No real surprises came from central bank meetings over the quarter. The US Federal Reserve (Fed) increased its benchmark interest rate during its June meeting by 0.25%. During the meeting, Fed Chairman mentioned targeted inflation was still 2%, though further rate hikes are to be expected during the rest of the year as inflation reached 2.8% annualized in May. The European Central Bank (ECB) left interest rates unchanged. As largely anticipated, the ECB announced the end of its bond-purchase program by the end of the year, though any interest rate hike should not occur before summer next year. The Bank of England (BoE) maintained the rate at 0.5%. The BoE may start to increase interest rates sooner than the ECB, in our opinion, as inflation in the UK reached 2.4% vs. 1.99% in the European Union. Market nervousness and interest rate increases by the Fed pushed yields higher over the quarter. The US 10 year yield increased as high as 3.11% in mid-May before coming back to end the quarter at 2.85%.

 

Taking all this into account, our strategy remains largely unchanged. We believe the overall macroeconomic environment will remain sound and neither the trade war nor further interest rate hikes by the Fed will lead to a recession. Solid earnings growth will continue this quarter, as it was the case in the first quarter. We believe the recent weakness in equity markets will prove to be a consolidation phase after the sharp increase, as from April’s trough to June’s peak, the S&P 500 gained 7.9%.

 

Therefore, we continue to favour equities over other asset classes, with the US remaining our favourite region. Within equities, we like cyclicals overall, such as Information Technology (I.T.), as well as Financials. As far as the latter are concerned, we believe companies in this sector should benefit from higher interest rates on the top of a sound macroeconomic environment. Solid economic growth and secular trends in the “Internet of Things” should support the I.T. sector.

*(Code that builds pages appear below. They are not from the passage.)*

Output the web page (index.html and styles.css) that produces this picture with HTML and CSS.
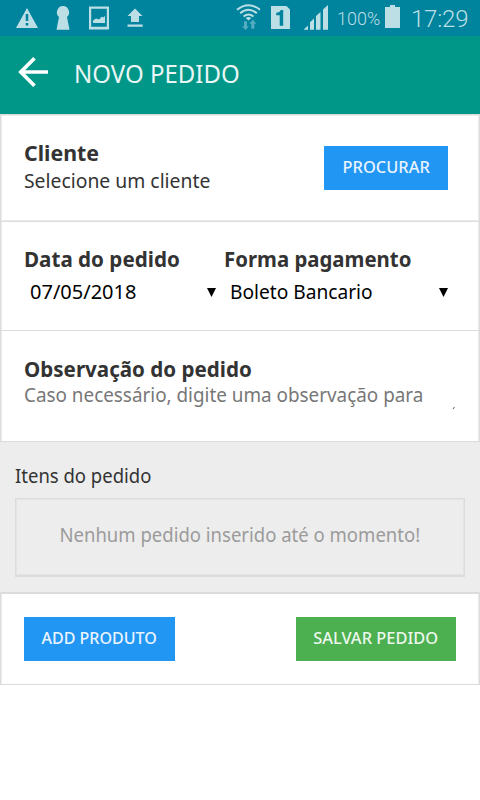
FILE: index.html
```html
<!DOCTYPE html>
<html lang="pt-BR">
<head>
<meta charset="utf-8">
<title>Novo pedido</title>
<link rel="stylesheet" href="styles.css">
</head>
<body>
<div class="status">
  <svg class="status-left" width="240" height="36" viewBox="0 0 240 36" fill="#bcdfe6">
    <path fill-rule="evenodd" d="M27 8 38 28H16ZM25.700 14v7h2.600v-7ZM25.700 23v2.400h2.600V23Z"/>
    <path d="M63 6a6.300 6.300 0 0 0-4 11L56.500 29.800h13L67 17A6.300 6.300 0 0 0 63 6Z"/>
    <path fill-rule="evenodd" d="M89 6.500h20v23H89ZM91.200 8.700v18h15.600v-18Z"/>
    <path d="M93 23v-2.500l3-2 3 1 3-3 1 1 2-1.500v7Z"/>
    <path d="m135 8.500 7.500 7.500H139v6h-8v-6h-3.500ZM127.500 24.500h15.200v2.300h-15.200Z"/>
  </svg>
  <svg class="status-right" width="100" height="36" viewBox="234 0 100 36" fill="#bcdfe6">
    <g fill="none" stroke="#bcdfe6" stroke-width="2"><path d="M237 9.700q11.500-9 23 0M240.200 13.200q8.300-7 16.600 0M243.500 16.500q5-4 10 0"/></g>
    <path d="m248.500 20.500-2.800-2.500q2.800-2 5.600 0Z"/>
    <path fill="#54acc0" d="M244 21.200h3v5h2L245.500 30l-3.500-3.800h2ZM251.300 28.700v-5h-2l3.500-4 3.500 4h-2v5Z"/>
    <path fill-rule="evenodd" d="M271 6h15.500l3.500 3.500V29H271ZM280.700 10c-.7 2-2 2.700-4.500 2.800v2.400h3.500V25.700h3.500V10Z"/>
    <path d="m303.500 29.800 4.500-4.300v4.300ZM310 29.800v-7.500l4-3.800v11.300ZM316 29.800V16l4.500-4v17.800ZM323 29.800V9.500L328 5v24.800Z"/>
  </svg>
  <span class="percent">100%</span>
  <svg class="battery" width="16" height="24" viewBox="0 0 16 24"><path fill="#bcdfe6" d="M0 3h5V1h5v2h5v21H0Z"/></svg>
  <span class="clock">17:29</span>
</div>
<header class="toolbar">
  <svg width="32" height="32" viewBox="0 0 32 32" fill="none" stroke="#fff" stroke-width="3.700"><path d="M31 16H4M17.500 2.300 3.800 16l13.700 13.700"/></svg>
  <h1><span class="t-title">NOVO PEDIDO</span></h1>
</header>
<main>
  <section class="card client">
    <div>
      <h2><span class="t-client">Cliente</span></h2>
      <p><span class="t-select">Selecione um cliente</span></p>
    </div>
    <button class="btn search"><span class="t-search">PROCURAR</span></button>
  </section>
  <section class="card fields">
    <div class="field date">
      <h2><span class="t-date">Data do pedido</span></h2>
      <div class="select"><span>07/05/2018</span><i class="caret"></i></div>
    </div>
    <div class="field payment">
      <h2><span class="t-pay">Forma pagamento</span></h2>
      <div class="select"><span class="t-method">Boleto Bancario</span><i class="caret"></i></div>
    </div>
  </section>
  <section class="card note">
    <h2><span class="t-note">Observação do pedido</span></h2>
    <div class="textarea"><span class="t-placeholder">Caso necessário, digite uma observação para</span>
      <svg width="4" height="4" viewBox="0 0 4 4"><path d="m1 3 1.500-2" stroke="#555"/></svg></div>
  </section>
  <section class="items">
    <p><span class="t-items">Itens do pedido</span></p>
    <div class="empty"><span class="t-empty">Nenhum pedido inserido até o momento!</span></div>
  </section>
  <section class="card actions">
    <button class="btn add"><span class="t-add">ADD PRODUTO</span></button>
    <button class="btn save"><span class="t-save">SALVAR PEDIDO</span></button>
  </section>
</main>
</body>
</html>
```
FILE: styles.css
```css
* { box-sizing: border-box; }
body { margin: 0; background: #fff; color: #333; font: 20px/26px "Noto Sans", sans-serif; }
h1, h2, p { margin: 0; white-space: nowrap; }
svg { display: block; flex: none; }
.status { display: flex; height: 36px; background: #00839d; color: #bcdfe6; font-family: Roboto, sans-serif; overflow: hidden; }
.status-left { margin-right: -6px; }
.percent { width: 48px; padding-left: 3px; font-size: 18px; line-height: 38px; font-weight: 350; }
.battery { margin: 4px 10px 0 3px; }
.clock { font-size: 24px; line-height: 38px; font-weight: 350; white-space: nowrap; letter-spacing: -.2px; }
.toolbar { display: flex; align-items: center; height: 78px; padding: 0 0 6px 17px; background: #009788; }
.toolbar h1 { margin-left: 25px; padding-top: 1px; color: #e9f6f5; font-size: 26px; line-height: 34px; font-weight: 400; }
h2 { font-size: 22px; line-height: 28px; font-weight: 700; }

/* condensed labels */
[class^="t-"] { display: inline-block; transform-origin: left; }
.t-title { transform: scaleX(.923); }
.t-client { transform: scaleX(.97); }
.t-select { transform: scaleX(.967); }
.t-date { transform: scaleX(.937); }
.t-pay { transform: scaleX(.926); }
.t-method { transform: scaleX(.957); }
.t-note { transform: scaleX(.935); }
.t-placeholder { transform: scaleX(.943); }
.t-items { transform: scaleX(.925); }
.btn .t-search { transform: scaleX(.965); transform-origin: center; }
.btn .t-add { transform: scaleX(.943); transform-origin: center; }
.btn .t-save { transform: scaleX(.966); transform-origin: center; }
.empty .t-empty { transform: scaleX(.926); transform-origin: center; }

.card { border: 1px solid #dcdcdc; border-top-width: 0; background: #fff; box-shadow: inset 1px 0 #ebebeb, inset -1px 0 #ebebeb; }
.client { display: flex; justify-content: space-between; height: 108px; border-top-width: 1px; padding: 23px 31px 0 23px; box-shadow: inset 0 0 0 1px #ebebeb; }
.client p { line-height: 28px; padding-top: 1px; }
.btn { flex: none; height: 44px; padding: 0; border: 0; color: #e9f4fe; background: #2196f3; font: 500 17px/42px "Noto Sans", sans-serif; white-space: nowrap; }
.btn span { position: relative; top: -1px; }
.search { width: 124px; margin-top: 8px; }
.fields { display: flex; height: 109px; padding: 22px 23px 0; }
.date { width: 200px; }
.payment { width: 232px; }
.select { display: flex; align-items: center; justify-content: space-between; height: 39px; padding: 0 8px 0 6px; color: #000; white-space: nowrap; }
.caret { width: 9px; height: 9px; margin-top: 2px; background: #000; clip-path: polygon(0 0, 100% 0, 50% 100%); }
.note { height: 111px; padding: 23px 23px 0; }
.textarea { display: flex; justify-content: space-between; height: 28px; color: #777; line-height: 26px; white-space: nowrap; }
.textarea svg { align-self: flex-end; }
.items { height: 150px; padding: 21px 15px 0; background: #ededed; }
.empty { height: 79px; margin-top: 9px; padding-top: 23px; border: 1px solid #dcdcdc; border-bottom-width: 2px; box-shadow: inset 0 0 0 1px #e4e4e4; color: #9b9b9b; text-align: center; white-space: nowrap; }
.actions { display: flex; justify-content: space-between; height: 93px; border-top-width: 2px; padding: 23px 23px 0; box-shadow: inset 1px 0 #ebebeb, inset -1px 0 #ebebeb, 0 1px #ebebeb; }
.add { width: 151px; }
.save { width: 160px; color: #edf7ee; background: #4caf50; }
```
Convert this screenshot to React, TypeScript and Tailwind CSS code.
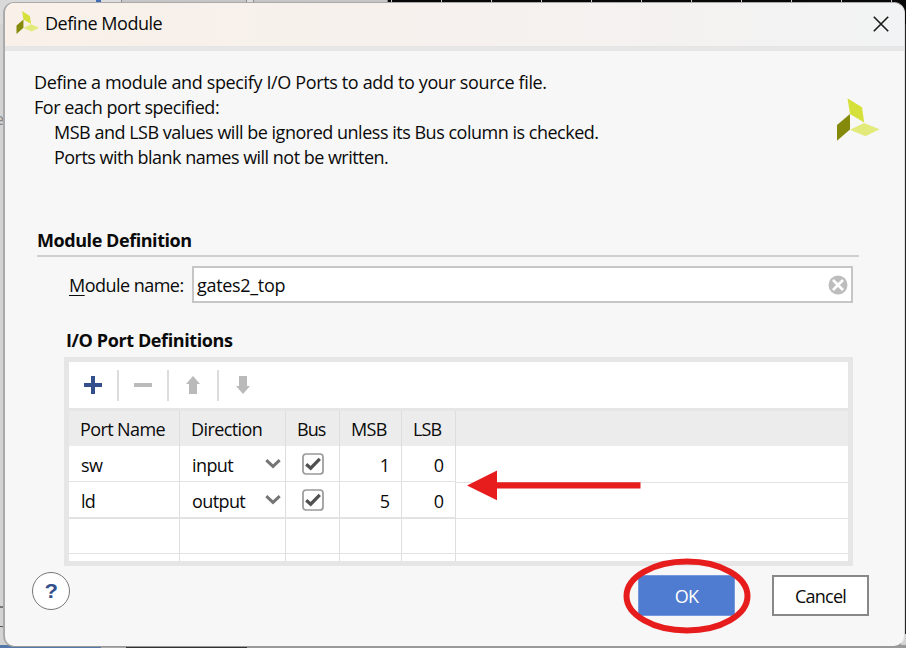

Industrials should do well too, though we believe they are more exposed to uncertainties linked to the news flow over the trade war that may last until the US mid-term elections in November.

 

As far as fixed income is concerned, we remain neutral overall, avoiding long maturities and the high-yield segment. We believe prices of bonds with long maturities will continue to be pressured and lower-quality companies may face some difficulties to service their debt in a higher interest rate environment. Consequently, our exposure to the fixed income asset class remains on the Floating Rate Notes (FRN), as well as short-maturity bonds.

 

The major surprise during the quarter came from currencies. The US Dollar gained against the Euro and the British Pound after weakening macroeconomic data came from Europe. The Greenback appreciated by 5.5% and 6.1% against the Euro and the British Pound respectively. However, we believe the 2017 trend will regain traction in the foreseeable future and thus, we are still keen to have some Euros in our USD portfolios. This appreciation was similarly reflected against the South African Rand, increasing 16% over the same period.

 

The US abandoning the Iran nuclear deal was another source of worry for investors, leading the oil price higher. The Brent ended the quarter at USD 79.12/brl, while the West Texas Intermediate (WTI) reached USD 74.26/brl, a new high since 2014. As oil prices increased, precious metals, such as gold and silver, lost some ground. Gold closed the quarter at USD 1’252.70/oz. (-5.5% in second quarter) and silver at USD 16.8/oz. (-1.5%).

 

All that said, we believe equities should do well, though investors should be aware of the comeback of volatility and that 2018 is not likely to be a copy of 2017. Rhetoric over trade war, tensions within European governments over immigration policies and the US mid-term election by year-end are likely to generate some noise. Therefore, some cautiousness is essential, but we do not believe the adage “sell in May and go away” will prove to be correct this year, as we believe solid companies’ earnings will come back at the center stage for investors.

Disclaimer

 

This document constitutes proprietary commentary produced by Rushbrooke Investissements S.A. (“RISA”). Neither RISA nor any of its affiliates, nor any of RISA’s or any of its affiliates, directors, employees or agents accepts any liability for any loss or damage arising out of the use of all or any part of this document.

 

This document has no regard to the specific investment objectives, financial situation or particular needs of any specific recipient. RISA does not undertake any obligation to update this document or the information it contains. Although this document has been prepared from information believed to be reliable, RISA makes no representations or warranties, express or implied, and owes no duties (including in negligence) as to the accuracy or completeness or reliability of the information contained herein, nor is it intended to be a complete statement or summary of the securities, markets or developments referred to. To the fullest extent permitted by law, RISA is not liable for any loss (even if RISA has been advised of the possibility of loss) arising out of any person’s use of, or reliance upon, the information contained herein.

 

The information contained herein should not be regarded by recipients as a substitute for the exercise of their own judgment. Any prices or quotations provided herein are indicative only and not for valuation purposes. This document has been prepared for informational purposes only and is not an offer to buy or sell or a solicitation of an offer to buy or sell any security or instrument or to participate in any particular trading strategy.

 

This document is not an official confirmation of terms. Prior to entering into a transaction you should consult with your own legal, regulatory, tax, financial and accounting advisers to the extent you deem necessary to make your own investment, hedging and trading decisions.